JOB: Gather all lines containing the string "this" and copy them out.

DATA:
◆ ◆ ◆ ◆ ◆

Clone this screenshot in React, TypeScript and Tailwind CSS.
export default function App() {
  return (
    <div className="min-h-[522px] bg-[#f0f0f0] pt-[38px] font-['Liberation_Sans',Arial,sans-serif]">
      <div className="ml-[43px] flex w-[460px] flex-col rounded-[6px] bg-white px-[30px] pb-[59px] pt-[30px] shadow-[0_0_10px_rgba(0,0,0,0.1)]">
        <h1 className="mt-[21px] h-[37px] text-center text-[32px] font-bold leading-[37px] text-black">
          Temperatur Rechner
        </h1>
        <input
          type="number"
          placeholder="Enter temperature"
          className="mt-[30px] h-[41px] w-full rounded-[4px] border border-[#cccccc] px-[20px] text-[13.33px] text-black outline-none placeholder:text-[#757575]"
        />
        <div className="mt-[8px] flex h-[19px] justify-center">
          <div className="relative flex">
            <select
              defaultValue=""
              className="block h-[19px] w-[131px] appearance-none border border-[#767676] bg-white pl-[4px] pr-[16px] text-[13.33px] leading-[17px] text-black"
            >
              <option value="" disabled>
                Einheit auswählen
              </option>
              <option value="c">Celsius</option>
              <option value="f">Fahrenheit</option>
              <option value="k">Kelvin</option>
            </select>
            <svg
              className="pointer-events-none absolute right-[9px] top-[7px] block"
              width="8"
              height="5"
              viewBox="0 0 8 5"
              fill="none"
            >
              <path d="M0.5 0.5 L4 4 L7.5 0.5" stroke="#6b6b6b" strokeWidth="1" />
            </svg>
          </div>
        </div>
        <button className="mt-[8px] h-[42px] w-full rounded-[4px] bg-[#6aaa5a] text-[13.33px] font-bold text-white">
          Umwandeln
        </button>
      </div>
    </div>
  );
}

◆ ◆ ◆ ◆ ◆

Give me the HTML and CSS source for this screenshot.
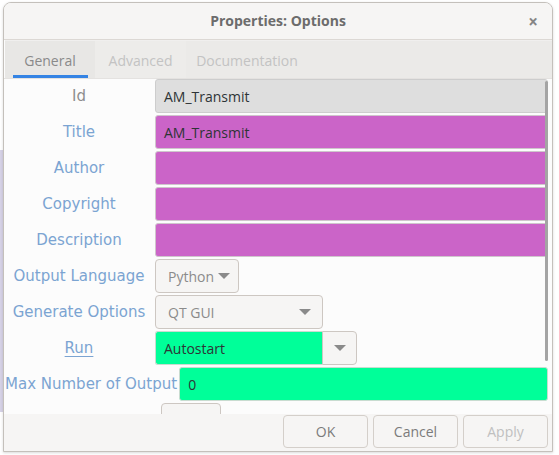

◆ ◆ ◆ ◆ ◆

WRITTEN SOLUTION:
Clone this screenshot in React, TypeScript and Tailwind CSS.
Give me the HTML and CSS source for this screenshot.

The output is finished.